# [Problem to work on]
Return the lines that follow, exactly as they appear, from the first through the one containing "const inputBox = 'flex"; no pictures are to be included.

# [Material provided]
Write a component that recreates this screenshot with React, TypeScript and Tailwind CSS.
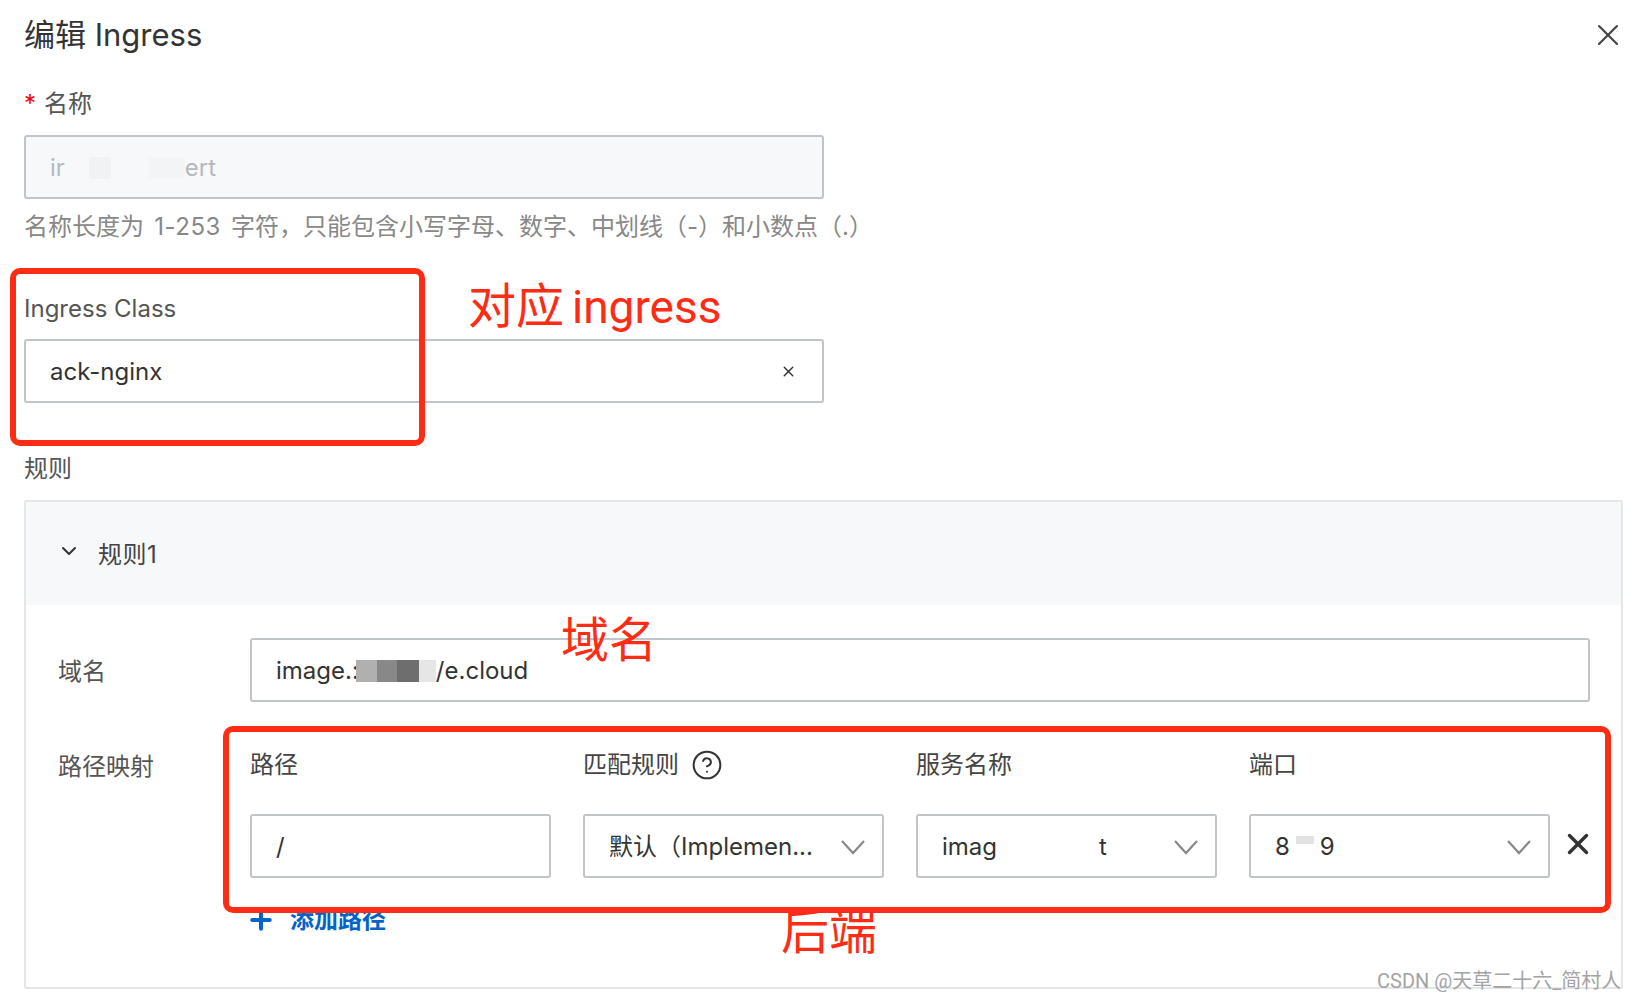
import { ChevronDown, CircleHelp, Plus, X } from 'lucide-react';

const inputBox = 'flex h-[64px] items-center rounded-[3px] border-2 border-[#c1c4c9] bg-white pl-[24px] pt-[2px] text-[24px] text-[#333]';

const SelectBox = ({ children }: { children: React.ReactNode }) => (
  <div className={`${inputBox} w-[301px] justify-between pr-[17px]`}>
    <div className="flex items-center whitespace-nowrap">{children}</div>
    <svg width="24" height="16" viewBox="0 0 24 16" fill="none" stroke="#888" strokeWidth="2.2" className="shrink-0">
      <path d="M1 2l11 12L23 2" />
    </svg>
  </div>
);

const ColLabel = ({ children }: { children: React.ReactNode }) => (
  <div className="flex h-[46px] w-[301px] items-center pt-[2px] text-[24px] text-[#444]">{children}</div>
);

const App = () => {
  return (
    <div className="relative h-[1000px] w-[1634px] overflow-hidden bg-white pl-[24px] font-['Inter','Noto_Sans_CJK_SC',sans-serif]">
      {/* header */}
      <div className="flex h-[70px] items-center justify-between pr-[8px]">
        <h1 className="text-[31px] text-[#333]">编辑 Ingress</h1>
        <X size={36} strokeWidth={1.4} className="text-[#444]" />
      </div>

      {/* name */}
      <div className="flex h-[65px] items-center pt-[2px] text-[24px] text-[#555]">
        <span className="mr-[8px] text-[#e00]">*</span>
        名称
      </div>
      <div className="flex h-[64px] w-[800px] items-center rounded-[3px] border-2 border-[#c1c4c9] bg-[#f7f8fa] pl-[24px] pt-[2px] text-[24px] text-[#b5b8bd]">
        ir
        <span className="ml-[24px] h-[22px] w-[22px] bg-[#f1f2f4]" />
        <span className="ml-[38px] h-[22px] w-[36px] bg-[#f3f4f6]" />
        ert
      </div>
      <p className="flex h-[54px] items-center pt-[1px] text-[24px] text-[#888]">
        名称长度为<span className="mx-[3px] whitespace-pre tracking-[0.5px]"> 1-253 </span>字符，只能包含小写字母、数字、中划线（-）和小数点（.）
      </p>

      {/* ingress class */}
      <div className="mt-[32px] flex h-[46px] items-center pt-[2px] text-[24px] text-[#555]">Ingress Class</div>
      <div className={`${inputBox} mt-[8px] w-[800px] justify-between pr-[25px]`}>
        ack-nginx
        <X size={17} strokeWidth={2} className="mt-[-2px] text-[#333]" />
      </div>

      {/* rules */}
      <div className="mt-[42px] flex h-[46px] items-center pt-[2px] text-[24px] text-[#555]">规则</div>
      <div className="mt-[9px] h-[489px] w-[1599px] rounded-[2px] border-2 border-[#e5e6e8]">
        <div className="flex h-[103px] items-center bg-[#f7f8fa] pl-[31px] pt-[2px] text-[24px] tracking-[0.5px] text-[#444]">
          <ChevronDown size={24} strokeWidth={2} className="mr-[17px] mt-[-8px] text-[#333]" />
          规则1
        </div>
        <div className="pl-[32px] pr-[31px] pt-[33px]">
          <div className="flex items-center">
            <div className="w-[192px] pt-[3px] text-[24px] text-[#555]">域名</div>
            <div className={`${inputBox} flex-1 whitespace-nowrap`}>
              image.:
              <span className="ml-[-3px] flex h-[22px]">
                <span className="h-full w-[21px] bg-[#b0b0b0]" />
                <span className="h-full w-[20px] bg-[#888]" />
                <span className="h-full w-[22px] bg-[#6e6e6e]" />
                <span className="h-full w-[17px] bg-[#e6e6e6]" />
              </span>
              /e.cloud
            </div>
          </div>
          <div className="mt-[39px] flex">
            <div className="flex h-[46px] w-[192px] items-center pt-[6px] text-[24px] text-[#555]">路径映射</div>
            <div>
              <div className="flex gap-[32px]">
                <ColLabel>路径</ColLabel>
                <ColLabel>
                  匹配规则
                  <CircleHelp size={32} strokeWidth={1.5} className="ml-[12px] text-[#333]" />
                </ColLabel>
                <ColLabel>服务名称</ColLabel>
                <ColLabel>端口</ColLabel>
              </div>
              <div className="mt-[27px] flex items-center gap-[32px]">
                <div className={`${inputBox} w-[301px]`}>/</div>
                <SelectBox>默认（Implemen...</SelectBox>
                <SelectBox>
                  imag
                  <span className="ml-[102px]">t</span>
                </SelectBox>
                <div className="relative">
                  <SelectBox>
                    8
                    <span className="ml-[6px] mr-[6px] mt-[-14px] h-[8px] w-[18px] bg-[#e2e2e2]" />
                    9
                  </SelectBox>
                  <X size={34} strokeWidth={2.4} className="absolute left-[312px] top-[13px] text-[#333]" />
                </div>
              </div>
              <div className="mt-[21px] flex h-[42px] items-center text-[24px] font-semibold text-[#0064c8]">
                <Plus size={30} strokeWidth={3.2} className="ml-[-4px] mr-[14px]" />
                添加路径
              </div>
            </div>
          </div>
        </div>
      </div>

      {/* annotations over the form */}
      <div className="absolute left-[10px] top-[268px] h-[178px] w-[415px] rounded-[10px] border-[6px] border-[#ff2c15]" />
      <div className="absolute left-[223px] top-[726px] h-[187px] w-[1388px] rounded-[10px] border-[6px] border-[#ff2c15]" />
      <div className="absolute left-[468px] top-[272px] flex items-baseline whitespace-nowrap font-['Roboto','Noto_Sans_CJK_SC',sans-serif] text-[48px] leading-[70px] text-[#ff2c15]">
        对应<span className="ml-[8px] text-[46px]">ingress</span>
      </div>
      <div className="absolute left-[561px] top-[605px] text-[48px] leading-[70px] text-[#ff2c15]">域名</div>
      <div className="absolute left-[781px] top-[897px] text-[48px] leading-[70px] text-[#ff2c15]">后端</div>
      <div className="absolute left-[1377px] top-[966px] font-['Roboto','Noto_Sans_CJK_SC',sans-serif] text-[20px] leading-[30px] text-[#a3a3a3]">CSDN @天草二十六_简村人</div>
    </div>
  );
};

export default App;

# [Expected answer]
Write a component that recreates this screenshot with React, TypeScript and Tailwind CSS.
import { ChevronDown, CircleHelp, Plus, X } from 'lucide-react';

const inputBox = 'flex h-[64px] items-center rounded-[3px] border-2 border-[#c1c4c9] bg-white pl-[24px] pt-[2px] text-[24px] text-[#333]';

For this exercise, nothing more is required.